Town in Greater Poland Voivodeship, Poland

Stawiszyn is a town in Kalisz County, Greater Poland Voivodeship, in central Poland, with 1,569 inhabitants (2006). It is the urban part of the larger Stawiszyn Commune, a mixed urban-rural municipality (gmina miejsko-wiejska). The town has a land area of only 0.99 km², and is the smallest town in geographical area in Poland.

==History==
Stawiszyn was granted town rights before 1291. It was a royal town of the Kingdom of Poland, administratively located in the Kalisz County in the Kalisz Voivodeship in the Greater Poland Province. The 1st Polish National Cavalry Brigade was stationed in the town.

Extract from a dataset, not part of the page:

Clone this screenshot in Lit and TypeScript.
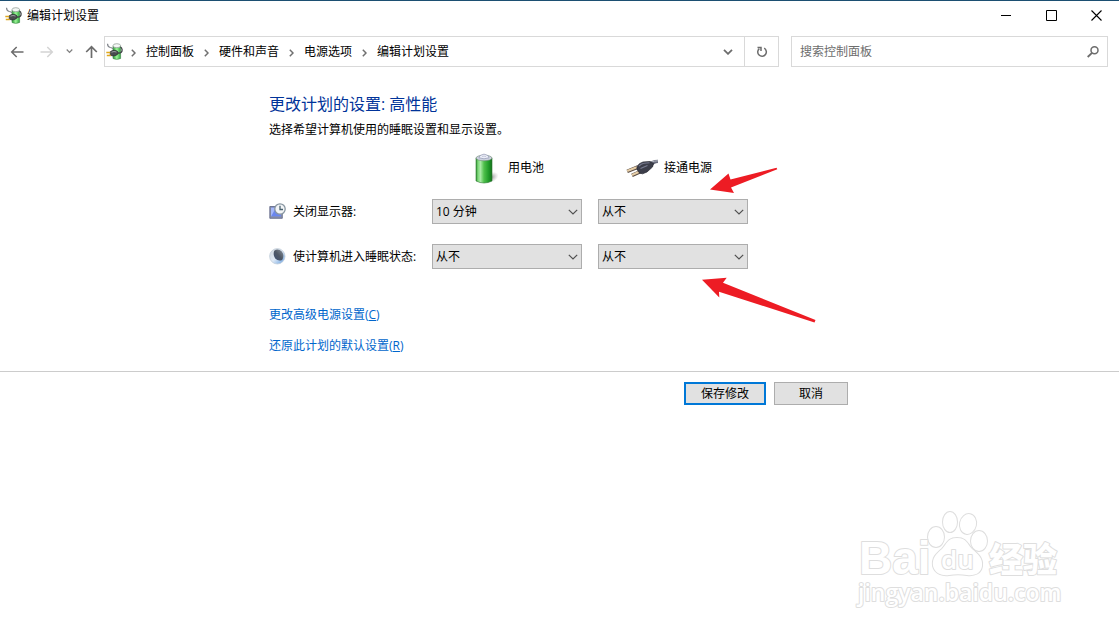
import { LitElement, html, css, svg } from "lit";
import { customElement, property } from "lit/decorators.js";

const powerIcon = html`<svg class="power" viewBox="0 0 17 17" width="17" height="17" aria-hidden="true">
  <defs>
    <linearGradient id="pg" x1="0" x2="1"><stop offset="0" stop-color="#2c9c38" /><stop offset=".5" stop-color="#9df598" /><stop offset="1" stop-color="#2fa53c" /></linearGradient>
  </defs>
  <path d="M7 3v12.500q3.800 1.800 7.600 0V3z" fill="url(#pg)" stroke="#3c8546" stroke-width=".6" />
  <ellipse cx="10.800" cy="2.700" rx="3.800" ry="2" fill="#f4f8f5" stroke="#8a958e" stroke-width=".7" />
  <path d="M1.500.8q.2 3.200 2.800 3.700 2 .2 3 1.500" fill="none" stroke="#80848a" stroke-width="1.200" />
  <path d="M12.300 10.300q4-.4 3.800-3.600-.3-2.200-1.800-2.700" fill="none" stroke="#44474a" stroke-width="1.300" />
  <path d="M4.200 8.700q2-1.500 4.200-1.400 3.400.3 4 2.500-.4 2.300-3.500 3-2.900.4-4.700-.6z" fill="#484b4e" stroke="#222426" stroke-width=".6" />
  <path d="M5.500 9.200q2.500-1.300 5-.2" fill="none" stroke="#9a9fa3" stroke-width="1" />
  <path d="M.3 9.500h3.900M.8 12.500h4" stroke="#e0a81c" stroke-width="1.700" />
</svg>`;

const crumbChevron = html`<svg class="sep" viewBox="0 0 5 8" width="5" height="8" aria-hidden="true">
  <path d="M.8.8 4 4 .8 7.200" fill="none" stroke="#707070" stroke-width="1.500" />
</svg>`;

const smallChevron = (color: string, w: number) => html`<svg viewBox="0 0 10 6" width=${w} height=${w * 0.6} aria-hidden="true">
  <path d="M1 .8 5 4.800 9 .8" fill="none" stroke=${color} stroke-width="1.800" />
</svg>`;

const batteryIcon = html`<svg viewBox="0 0 32 32" width="32" height="32" aria-hidden="true">
  <defs>
    <linearGradient id="bg" x1="0" x2="1">
      <stop offset="0" stop-color="#2d8a2e" /><stop offset=".12" stop-color="#7ad877" /><stop offset=".28" stop-color="#a9eaa5" />
      <stop offset=".5" stop-color="#4fc04b" /><stop offset=".8" stop-color="#1f9a28" /><stop offset="1" stop-color="#15701c" />
    </linearGradient>
    <radialGradient id="bs"><stop offset="0" stop-color="#666" stop-opacity=".7" /><stop offset="1" stop-color="#999" stop-opacity="0" /></radialGradient>
  </defs>
  <ellipse cx="23" cy="25.500" rx="8" ry="5" fill="url(#bs)" transform="rotate(-25 23 25.500)" />
  <path d="M8 6v23q8 4 16 0V6z" fill="url(#bg)" stroke="#2b7a30" stroke-width=".6" />
  <ellipse cx="16" cy="6" rx="8" ry="2.800" fill="#cdd2df" stroke="#6f8a77" stroke-width=".6" />
  <path d="M11 5.800q.3-2.800 2.800-2.900 2.200-1.600 4.400 0 2.500.1 2.800 2.900-5 2-10 0z" fill="#eceef8" stroke="#9097b2" stroke-width=".7" />
  <path d="M14 4.500q2-1 4 .2" fill="none" stroke="#a9aec4" stroke-width=".6" />
</svg>`;

const plugIcon = html`<svg viewBox="0 0 32 20" width="32" height="20" aria-hidden="true">
  <path d="M21 6.500q4-4.800 11-4.800v3.200q-4 .2-6.500 3.800z" fill="#686b7b" />
  <path d="M25 4.300q3-1.500 7-1.500" fill="none" stroke="#b4b7c2" stroke-width="1" />
  <path d="M1.200 13.300 12 9M6 17.300l9-4" stroke="#574a42" stroke-width="3.600" />
  <path d="M1.200 13 12 8.700M6 17l9-4" stroke="#e6cda6" stroke-width="2" />
  <path d="M11 8.500q2-3.500 6-4.500l7-.5 3.500 2-1 3.500-5.500 5-4.500 1.800-3-.8-2.500-3.500z" fill="#3c3e4a" stroke="#23242e" stroke-width=".7" />
  <path d="M13 8.200q2-2.500 4.800-3l5.700-.5M14.500 10.500l7-3" fill="none" stroke="#777b90" stroke-width="1.100" />
</svg>`;

const displayIcon = html`<svg viewBox="0 0 17 17" width="17" height="17" aria-hidden="true">
  <path d="M.8 3.500h12.500v11.800H.8z" fill="#8a91a8" stroke="#5b6284" stroke-width=".8" />
  <path d="M2 4.700h10v8.700H2z" fill="#6a86ee" />
  <path d="M2 13.400V4.700h5z" fill="#a5b8fa" />
  <circle cx="11" cy="6" r="5.200" fill="#f3f5f7" stroke="#8795a0" stroke-width="1.300" />
  <path d="M11 2.800V6.500h3" fill="none" stroke="#4b6370" stroke-width="1.300" />
</svg>`;

const moonIcon = html`<svg viewBox="0 0 17 17" width="17" height="17" aria-hidden="true">
  <defs>
    <linearGradient id="mg" x1="0" y1="0" x2="1" y2="1"><stop offset="0" stop-color="#d0d6dc" /><stop offset=".5" stop-color="#dfeaf6" /><stop offset="1" stop-color="#5f9be0" /></linearGradient>
    <linearGradient id="md" x1="1" y1="0" x2="0" y2="1"><stop offset="0" stop-color="#8a929c" /><stop offset=".5" stop-color="#4f5967" /><stop offset="1" stop-color="#3d5073" /></linearGradient>
  </defs>
  <circle cx="8.300" cy="8.300" r="7.700" fill="url(#mg)" stroke="#c3cedb" stroke-width=".8" />
  <path d="M5.200 2.700q4-2.500 7.600.8 3 4 .4 8.500-4 1.500-7-1.500-2.500-3.500-1-7.800z" fill="url(#md)" />
</svg>`;

@customElement("power-select")
class PowerSelect extends LitElement {
  @property() label = "";
  @property() value = "";

  static styles = css`
    :host { display: block; position: relative; }
    .box {
      appearance: none; display: block; box-sizing: border-box; width: 100%; height: 25px; margin: 0;
      padding: 0 20px 0 3px; border: 1px solid #adadad; border-radius: 0; background: #e1e1e1; color: #000;
      font: 12px/23px "Open Sans", "Noto Sans CJK SC", sans-serif;
    }
    .arrow { position: absolute; right: 4px; top: 10px; pointer-events: none; }
  `;

  render() {
    const options = ["从不", "10 分钟", "30 分钟"];
    return html`<select class="box" aria-label=${this.label}>
        ${options.map((o) => html`<option ?selected=${o === this.value}>${o}</option>`)}
      </select>
      <svg class="arrow" viewBox="0 0 10 6" width="10" height="6" aria-hidden="true">
        <path d="M.8.8 5 5 9.200.8" fill="none" stroke="#505050" stroke-width="1.200" />
      </svg>`;
  }
}

@customElement("site-watermark")
class SiteWatermark extends LitElement {
  static styles = css`
    :host { display: block; pointer-events: none; }
    .mark { display: block; overflow: visible; }
    .shape { fill: #fff; stroke: #dedede; stroke-width: 2; paint-order: stroke; stroke-linejoin: round; }
    .latin { font: bold 46px "Liberation Sans", sans-serif; }
    .du { font: 600 26px "Open Sans", sans-serif; }
    .han { font: 900 34px "Noto Sans CJK SC", sans-serif; }
    .site { font: 600 23px "Open Sans", sans-serif; }
  `;

  render() {
    const toes = [
      [79, 37, 8, 10, 0], [93, 22, 7, 10, 0], [111, 24, 8, 10, 12], [122, 41, 8, 10, 0],
    ];
    return html`<svg class="mark" width="204" height="100" viewBox="0 0 204 100">
      ${toes.map(([x, y, rx, ry, r]) => svg`<ellipse class="shape" cx=${x} cy=${y} rx=${rx} ry=${ry} transform="rotate(${r} ${x} ${y})" />`)}
      <path class="shape" d="M100 38C90 38 90 44 85 49 79 54 75 58 76 66 78 74 86 76 92 75 98 74 104 74 110 75 118 76 124 73 125 66 126 58 121 54 115 49 110 44 110 38 100 38Z" />
      <text class="shape latin" x="2" y="74">Bai</text>
      <text class="shape du" x="84" y="69">du</text>
      <text class="shape han" x="132" y="72">经验</text>
      <text class="shape site" x="1" y="101">jingyan.baidu.com</text>
    </svg>`;
  }
}

@customElement("app-root")
class AppRoot extends LitElement {
  static styles = css`
    :host {
      display: block; position: relative; box-sizing: border-box; min-height: 100vh; border-top: 1px solid #1c4f72;
      background: #fff; color: #000; font: 12px/16px "Open Sans", "Noto Sans CJK SC", sans-serif; overflow: hidden;
    }
    svg { display: block; flex: none; }
    button { font: inherit; color: inherit; padding: 0; margin: 0; border: 0; background: none; }
    .titlebar { display: flex; align-items: center; height: 29px; padding-left: 5px; }
    .title { margin: 0 auto 0 5px; font: inherit; }
    .win { display: flex; align-items: center; justify-content: center; width: 45px; height: 29px; }
    .toolbar { display: flex; align-items: stretch; height: 31px; margin-top: 6px; padding: 0 11px 0 10px; }
    .history { display: flex; align-items: center; width: 94px; gap: 12px; }
    .tool { display: flex; align-items: center; justify-content: center; }
    .forward { padding-left: 4px; }
    .address { flex: 1; display: flex; align-items: center; box-sizing: border-box; border: 1px solid #d9d9d9; padding-left: 1px; }
    .crumbs { display: flex; align-items: center; margin-right: auto; margin-left: -2px; }
    .sep { margin: 2px 10px 0; }
    .crumb { color: inherit; text-decoration: none; }
    .drop { margin-right: 11px; }
    .refresh { width: 35px; box-sizing: border-box; border: 1px solid #d9d9d9; margin-left: -1px; }
    .search { width: 317px; display: flex; align-items: center; box-sizing: border-box; border: 1px solid #d9d9d9; margin-left: 12px; padding: 0 8px; }
    .query { flex: 1; min-width: 0; border: 0; outline: 0; padding: 0; background: none; font: inherit; color: #6d6d6d; }
    .query::placeholder { color: #6d6d6d; opacity: 1; }
    .column { width: 581px; max-width: 100%; margin: 0 auto; position: relative; box-sizing: border-box; }
    .main { padding: 25px 0 17px; }
    .heading { margin: 0; font-size: 16px; font-weight: 400; line-height: 24px; color: #003399; }
    .intro { margin: 6px 0 0; }
    .settings { display: grid; grid-template-columns: 147px 150px 150px; column-gap: 16px; row-gap: 20px; align-items: center; margin-top: 16px; }
    .source { display: flex; align-items: center; gap: 8px; height: 28px; margin-bottom: -3px; }
    .battery { padding-left: 36px; }
    .mains { padding-left: 28px; gap: 6px; }
    .name { display: flex; align-items: center; gap: 7px; white-space: nowrap; }
    .links { display: flex; flex-direction: column; align-items: flex-start; gap: 15px; margin-top: 38px; }
    .link { color: #0066cc; text-decoration: none; }
    .key { text-decoration: underline; }
    .arrows { position: absolute; left: 0; top: 0; pointer-events: none; overflow: visible; }
    .footer { border-top: 1px solid #cccccc; padding-top: 10px; }
    .actions { display: flex; justify-content: flex-end; gap: 8px; padding-right: 2px; }
    .action { box-sizing: border-box; width: 74px; height: 23px; background: #e1e1e1; border: 1px solid #adadad; }
    .primary { width: 82px; border: 2px solid #0078d7; }
    .watermark { position: absolute; right: 58px; bottom: 31px; }
  `;

  render() {
    const crumbs = ["控制面板", "硬件和声音", "电源选项", "编辑计划设置"];
    return html`
      <header class="titlebar">
        ${powerIcon}
        <h1 class="title">编辑计划设置</h1>
        <button class="win" aria-label="最小化"><svg width="11" height="11"><path d="M0 5.500h10" stroke="#000" /></svg></button>
        <button class="win" aria-label="最大化"><svg width="12" height="11"><path d="M.5.5h10v10H.5z" fill="none" stroke="#000" /></svg></button>
        <button class="win" aria-label="关闭"><svg width="11" height="11"><path d="M.5.5l10 10M10.500.5l-10 10" fill="none" stroke="#000" stroke-width="1.100" /></svg></button>
      </header>
      <div class="toolbar">
        <div class="history">
          <button class="tool" aria-label="后退"><svg width="14" height="12" viewBox="0 0 14 12"><path d="M13.500 6H2M6.700 1 1.700 6l5 5" fill="none" stroke="#6c6c6c" stroke-width="1.500" /></svg></button>
          <button class="tool forward" aria-label="前进"><svg width="14" height="12" viewBox="0 0 14 12"><path d="M.5 6H12M7.300 1l5 5-5 5" fill="none" stroke="#d4d4d4" stroke-width="1.500" /></svg></button>
          <button class="tool" aria-label="最近的位置">${smallChevron("#808080", 7)}</button>
          <button class="tool" aria-label="向上"><svg width="13" height="13" viewBox="0 0 13 13"><path d="M6.500 13V2M1.200 7l5.300-5.300L11.800 7" fill="none" stroke="#6c6c6c" stroke-width="1.700" /></svg></button>
        </div>
        <div class="address">
          ${powerIcon}
          <nav class="crumbs" aria-label="路径">
            ${crumbs.map((c) => html`${crumbChevron}<a class="crumb" href="#">${c}</a>`)}
          </nav>
          <button class="tool drop" aria-label="以前的位置">${smallChevron("#6c6c6c", 10)}</button>
        </div>
        <button class="tool refresh" aria-label="刷新"><svg width="12" height="12" viewBox="0 0 12 12"><path d="M8.200 2.200A4.300 4.300 0 1 1 3.300 2.600" fill="none" stroke="#6c6c6c" stroke-width="1.500" /><path d="M1.500 1.500H5V5" fill="none" stroke="#6c6c6c" stroke-width="1.500" /></svg></button>
        <label class="search">
          <input class="query" type="text" placeholder="搜索控制面板" aria-label="搜索控制面板" />
          <svg width="12" height="12" viewBox="0 0 12 12" aria-hidden="true"><circle cx="7.500" cy="4.300" r="3.500" fill="none" stroke="#6c6c6c" stroke-width="1.500" /><path d="M5 6.800.7 11" stroke="#6c6c6c" stroke-width="1.800" /></svg>
        </label>
      </div>
      <main class="column main">
        <h2 class="heading">更改计划的设置: 高性能</h2>
        <p class="intro">选择希望计算机使用的睡眠设置和显示设置。</p>
        <div class="settings">
          <span></span>
          <div class="source battery">${batteryIcon}<span>用电池</span></div>
          <div class="source mains">${plugIcon}<span>接通电源</span></div>
          <div class="name">${displayIcon}<span>关闭显示器:</span></div>
          <power-select label="关闭显示器: 用电池" value="10 分钟"></power-select>
          <power-select label="关闭显示器: 接通电源" value="从不"></power-select>
          <div class="name">${moonIcon}<span>使计算机进入睡眠状态:</span></div>
          <power-select label="使计算机进入睡眠状态: 用电池" value="从不"></power-select>
          <power-select label="使计算机进入睡眠状态: 接通电源" value="从不"></power-select>
        </div>
        <div class="links">
          <a class="link" href="#">更改高级电源设置(<span class="key">C</span>)</a>
          <a class="link" href="#">还原此计划的默认设置(<span class="key">R</span>)</a>
        </div>
        <svg class="arrows" width="581" height="280" viewBox="269 67 581 280" aria-hidden="true">
          <path d="M710 189.500 728.500 173.500 730.500 179.500 776.500 167.700 777.300 169.300 731 187.500 734 193Z" fill="#ed1c24" />
          <path d="M702 279.700 726.700 277.700 723 282.700 815.500 320 814.500 322.500 719 291.700 719.300 297.500Z" fill="#ed1c24" />
        </svg>
      </main>
      <footer class="footer">
        <div class="column actions">
          <button class="action primary">保存修改</button>
          <button class="action">取消</button>
        </div>
      </footer>
      <site-watermark class="watermark"></site-watermark>
    `;
  }
}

Following the German-Soviet invasion of Poland, which started World War II in September 1939, it was occupied by Germany until 1945. Two local Polish teachers were sent by the German occupiers to the Mauthausen concentration camp and murdered there. The local Polish police chief was murdered by the Russians in the Katyn massacre in 1940. In 1943, the occupiers renamed the town to Stavensheim in attempt to erase traces of Polish origin.

==Transport==
National road 25 bypasses Stawiszyn to the west. National road connects it to Konin to the north and to Kalisz to the south.

The nearest railway station is in Kalisz.